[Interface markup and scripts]
+ + + +

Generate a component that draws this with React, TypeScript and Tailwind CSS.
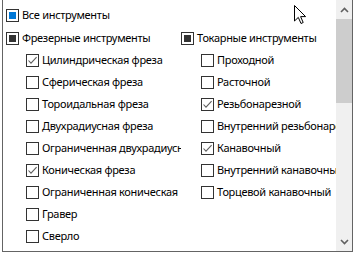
import React from "react";

type BoxState = "off" | "on" | "mixed" | "focus";

const Box = ({ state }: { state: BoxState }) => (
  <span className="w-[13px] h-[13px] border border-[#333333] bg-white flex items-center justify-center shrink-0">
    {state === "on" && (
      <svg width="11" height="11" viewBox="0 0 11 11">
        <path d="M1.5 5.5 L4 8.2 L9.6 2.2" stroke="#5f5f5f" strokeWidth="1.1" fill="none" />
      </svg>
    )}
    {state === "mixed" && <span className="w-[7px] h-[7px] bg-[#333333]" />}
    {state === "focus" && <span className="w-[7px] h-[7px] bg-[#0078d7]" />}
  </span>
);

const Row = ({ label, state, child }: { label: string; state: BoxState; child?: boolean }) => (
  <div className={`h-[22px] flex items-center gap-[3px] whitespace-nowrap ${child ? "pl-[20px]" : ""}`}>
    <Box state={state} />
    <span>{label}</span>
  </div>
);

const mill: [string, BoxState][] = [
  ["Цилиндрическая фреза", "on"],
  ["Сферическая фреза", "off"],
  ["Тороидальная фреза", "off"],
  ["Двухрадиусная фреза", "off"],
  ["Ограниченная двухрадиусная фреза", "off"],
  ["Коническая фреза", "on"],
  ["Ограниченная коническая", "off"],
  ["Гравер", "off"],
  ["Сверло", "off"],
];

const turn: [string, BoxState][] = [
  ["Проходной", "off"],
  ["Расточной", "off"],
  ["Резьбонарезной", "on"],
  ["Внутренний резьбонарезной", "off"],
  ["Канавочный", "on"],
  ["Внутренний канавочный", "off"],
  ["Торцевой канавочный", "off"],
];

export default function App() {
  return (
    <div
      className="relative w-[354px] h-[254px] bg-white overflow-hidden text-[11px] tracking-[-0.3px] text-black"
      style={{ fontFamily: '"Noto Sans", sans-serif' }}
    >
      <div className="ml-[2px] w-[351px] h-[252px] border-l border-r border-b border-[#646464] bg-white flex">
        <div className="flex-1 overflow-hidden pl-[3px] pt-[4px]">
          <Row label="Все инструменты" state="focus" />
          <div className="grid grid-cols-[175px_175px] mt-[1px]">
            <div className="overflow-hidden">
              <Row label="Фрезерные инструменты" state="mixed" />
              {mill.map(([l, s]) => (
                <Row key={l} label={l} state={s} child />
              ))}
            </div>
            <div>
              <Row label="Токарные инструменты" state="mixed" />
              {turn.map(([l, s]) => (
                <Row key={l} label={l} state={s} child />
              ))}
            </div>
          </div>
        </div>
        <div className="w-[16px] bg-[#f0f0f0] flex flex-col items-center">
          <div className="h-[19px] w-full flex items-center justify-center">
            <svg width="9" height="6" viewBox="0 0 9 6">
              <path d="M1 5 L4.5 1.5 L8 5" stroke="#606060" strokeWidth="1.6" fill="none" />
            </svg>
          </div>
          <div className="w-full h-[84px] bg-[#cdcdcd]" />
          <div className="flex-1" />
          <div className="h-[19px] w-full flex items-center justify-center">
            <svg width="9" height="6" viewBox="0 0 9 6">
              <path d="M1 1 L4.5 4.5 L8 1" stroke="#606060" strokeWidth="1.6" fill="none" />
            </svg>
          </div>
        </div>
      </div>
      <svg className="absolute left-[294px] top-[5px]" width="13" height="20" viewBox="0 0 13 20">
        <path
          d="M0.5 0.5 L0.5 16 L4.3 12.4 L7 18.5 L9.2 17.5 L6.6 11.6 L11.6 11.6 Z"
          fill="white"
          stroke="black"
          strokeWidth="1"
          strokeLinejoin="round"
        />
      </svg>
    </div>
  );
}
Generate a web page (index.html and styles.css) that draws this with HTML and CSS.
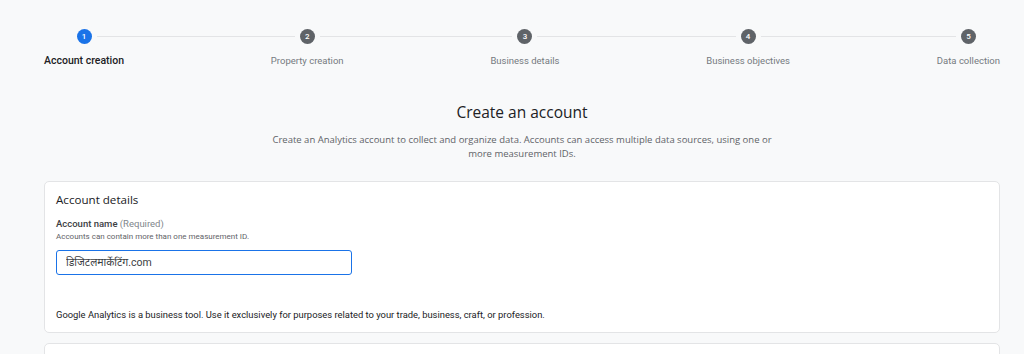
FILE: index.html
```html
<!DOCTYPE html>
<html lang="en">
<head>
  <meta charset="UTF-8">
  <title>Create an account</title>
  <link rel="stylesheet" href="styles.css">
</head>
<body>
  <div class="page">
    <!-- Stepper -->
    <div class="stepper">
      <div class="step active">
        <span class="dot">1</span>
        <span class="label">Account creation</span>
      </div>
      <div class="step">
        <span class="dot">2</span>
        <span class="label">Property creation</span>
      </div>
      <div class="step">
        <span class="dot">3</span>
        <span class="label">Business details</span>
      </div>
      <div class="step">
        <span class="dot">4</span>
        <span class="label">Business objectives</span>
      </div>
      <div class="step">
        <span class="dot">5</span>
        <span class="label">Data collection</span>
      </div>
    </div>

    <h1>Create an account</h1>
    <p class="intro">Create an Analytics account to collect and organize data. Accounts can access multiple data sources, using one or more measurement IDs.</p>

    <!-- Account details -->
    <div class="card">
      <h2>Account details</h2>
      <label class="field-label" for="account-name">Account name <span class="req">(Required)</span></label>
      <p class="hint">Accounts can contain more than one measurement ID.</p>
      <input type="text" id="account-name" class="field" value="डिजिटलमार्केटिंग.com">
      <p class="note">Google Analytics is a business tool. Use it exclusively for purposes related to your trade, business, craft, or profession.</p>
    </div>

    <div class="card next"></div>
  </div>
</body>
</html>
```

FILE: styles.css
```css
* { margin: 0; padding: 0; box-sizing: border-box; }
body {
  background: #f8f9fa;
  color: #202124;
  font-family: Roboto, "Noto Sans", "Noto Sans Devanagari", sans-serif;
  overflow: hidden;
}
.page {
  padding: 0 24px 0 44px;
}

/* Stepper */
.stepper {
  position: relative;
  display: flex;
  justify-content: space-between;
  padding-top: 29px;
}
.stepper::before {
  content: "";
  position: absolute;
  top: 36px;
  left: 40px;
  right: 32px;
  height: 1px;
  background: #e3e4e6;
}
.step {
  position: relative;
  display: flex;
  flex-direction: column;
  align-items: center;
}
.dot {
  width: 15px;
  height: 15px;
  border-radius: 50%;
  background: #5f6368;
  color: #fff;
  font-size: 8px;
  font-weight: 500;
  line-height: 15px;
  text-align: center;
  box-shadow: 0 0 0 5px #f8f9fa;
}
.step.active .dot { background: #1a73e8; }
.label {
  margin-top: 10px;
  font-size: 9.5px;
  line-height: 14px;
  color: #757a80;
  white-space: nowrap;
}
.step.active .label {
  color: #202124;
  font-weight: 500;
  font-size: 10.5px;
}

/* Heading */
h1 {
  margin-top: 32px;
  text-align: center;
  font-family: "Open Sans", Roboto, sans-serif;
  font-size: 15.5px;
  font-weight: 400;
  line-height: 24px;
  color: #202124;
}
.intro {
  max-width: 520px;
  margin: 9px auto 0;
  text-align: center;
  font-family: "Open Sans", Roboto, sans-serif;
  font-size: 9.5px;
  line-height: 14px;
  color: #5f6368;
}

/* Card */
.card {
  margin-top: 20px;
  background: #fff;
  border: 1px solid #e3e4e6;
  border-radius: 5px;
  padding: 9px 11px 11px;
}
h2 {
  font-family: "Open Sans", Roboto, sans-serif;
  font-size: 11.6px;
  font-weight: 400;
  line-height: 18px;
  color: #202124;
}
.field-label {
  display: block;
  margin-top: 9px;
  font-size: 9.5px;
  line-height: 12px;
  font-weight: 500;
  color: #3c4043;
}
.req { font-weight: 400; color: #80868b; }
.hint {
  margin-top: 2px;
  font-size: 8px;
  line-height: 10px;
  color: #5f6368;
}
.field {
  display: block;
  margin-top: 8px;
  width: 296px;
  height: 25px;
  padding: 0 9px;
  border: 1.5px solid #1a73e8;
  border-radius: 3px;
  font-family: Roboto, "Noto Sans Devanagari", sans-serif;
  font-size: 10.5px;
  color: #3c4043;
  outline: none;
}
.note {
  margin-top: 34px;
  font-size: 9.4px;
  line-height: 12px;
  color: #202124;
}
.card.next {
  margin-top: 10px;
  height: 40px;
}
```
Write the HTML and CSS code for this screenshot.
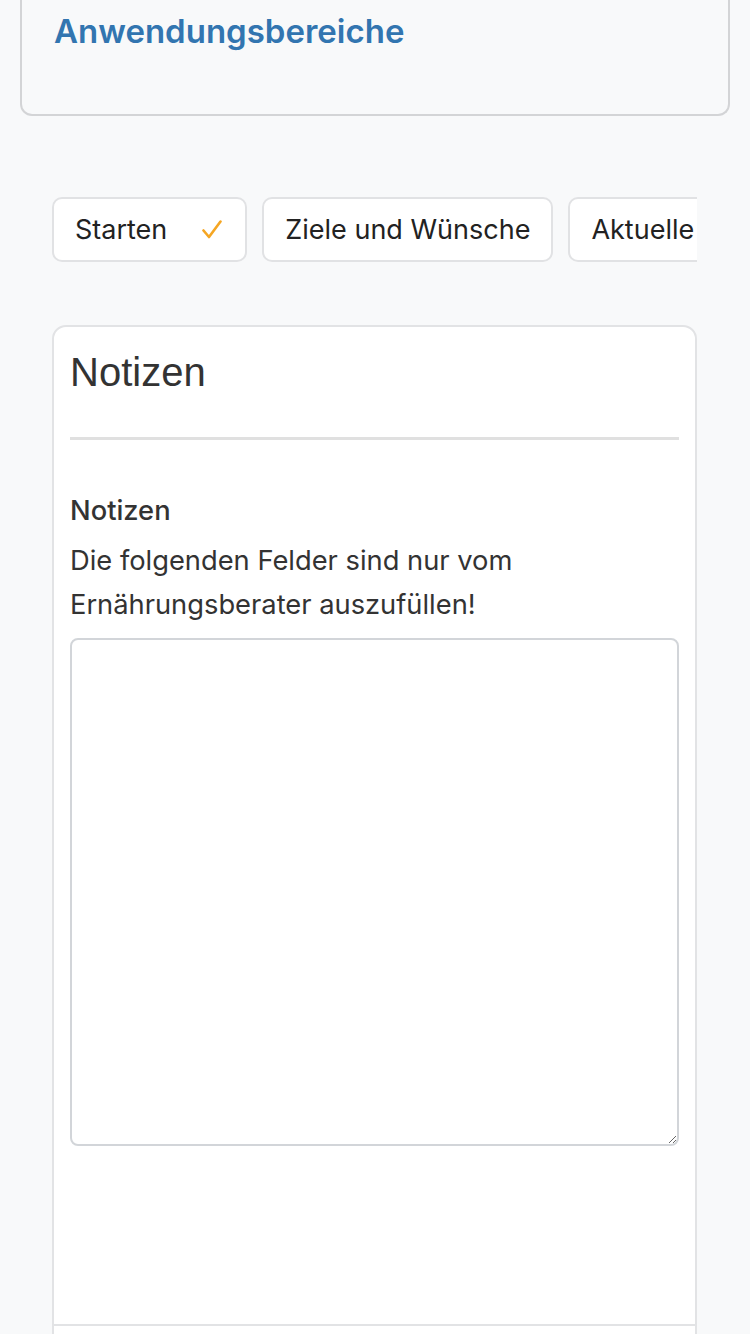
FILE: index.html
```html
<!DOCTYPE html>
<html lang="de">
<head>
<meta charset="utf-8">
<title>Notizen</title>
<link rel="stylesheet" href="styles.css">
</head>
<body>
<div class="page">
  <section class="area-card">
    <h2 class="area-title">Anwendungsbereiche</h2>
  </section>

  <nav class="steps">
    <div class="steps-track">
      <button class="step done">Starten
        <svg class="check" width="20" height="20" viewBox="0 0 20 20" aria-hidden="true">
          <path d="M1.5 10.5 L7 17 L18.5 1.5" fill="none" stroke="#f5a623" stroke-width="2.6" stroke-linecap="round" stroke-linejoin="round"/>
        </svg>
      </button>
      <button class="step">Ziele und Wünsche</button>
      <button class="step">Aktuelle Situation</button>
    </div>
  </nav>

  <section class="panel">
    <h1 class="panel-title">Notizen</h1>
    <hr class="panel-rule">
    <label class="field-label" for="notes">Notizen</label>
    <p class="field-hint">Die folgenden Felder sind nur vom Ernährungsberater auszufüllen!</p>
    <textarea id="notes" class="notes"></textarea>
    <div class="panel-footer"></div>
  </section>
</div>
</body>
</html>
```

FILE: styles.css
```css
html, body {
  margin: 0;
  padding: 0;
  background: #f8f9fa;
}

body {
  font-family: Inter, "Noto Sans", sans-serif;
  color: #333;
  overflow: hidden;
  height: 1334px;
}

.page {
  padding: 0 20px;
}

/* previous section, scrolled mostly out of view */
.area-card {
  margin-top: -20px;
  height: 136px;
  border: 2px solid #d3d4d6;
  border-top: none;
  border-radius: 0 0 12px 12px;
  padding: 0 32px;
  box-sizing: border-box;
  width: 710px;
}

.area-title {
  margin: 0;
  padding-top: 30px;
  font-family: Inter, sans-serif;
  font-weight: 600;
  font-size: 33px;
  line-height: 42px;
  color: #3275b0;
}

.steps {
  margin: 81px 0 0 32px;
  width: 645px;
  overflow: hidden;
}

.steps-track {
  display: flex;
  gap: 15px;
  white-space: nowrap;
}

.step {
  flex: none;
  display: flex;
  align-items: center;
  height: 65px;
  padding: 0 21px;
  background: #fff;
  border: 2px solid #e1e2e4;
  border-radius: 10px;
  font-family: Inter, sans-serif;
  font-size: 27px;
  color: #222;
}

.step .check {
  margin-left: 35px;
  margin-right: 2px;
}

/* notes panel */
.panel {
  margin: 63px 0 0 32px;
  width: 645px;
  box-sizing: border-box;
  background: #fff;
  border: 2px solid #e2e3e5;
  border-radius: 14px;
  padding: 0 16px;
  height: 1100px;
}

.panel-title {
  margin: 0;
  padding-top: 22px;
  font-family: "Liberation Sans", Arial, sans-serif;
  font-weight: 400;
  font-size: 40px;
  line-height: 46px;
  color: #333;
}

.panel-rule {
  margin: 42px 0 0;
  border: none;
  height: 3px;
  background: #e0e0e0;
}

.field-label {
  display: block;
  margin-top: 55px;
  font-size: 27.3px;
  font-weight: 500;
  line-height: 32px;
  color: #333;
}

.field-hint {
  margin: 12px 0 0;
  font-size: 27.3px;
  line-height: 44px;
  color: #333;
}

.notes {
  display: block;
  margin-top: 11px;
  width: 100%;
  height: 508px;
  box-sizing: border-box;
  border: 2px solid #d2d5d9;
  border-radius: 8px;
  resize: vertical;
  background: #fff;
}

.panel-footer {
  margin: 178px -16px 0;
  height: 2px;
  background: #e2e3e5;
}
```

+ + + +

WORK TO DO:
Find every line holding the word "draws"; give their count and nothing else.

EXERCISE RESULT:
2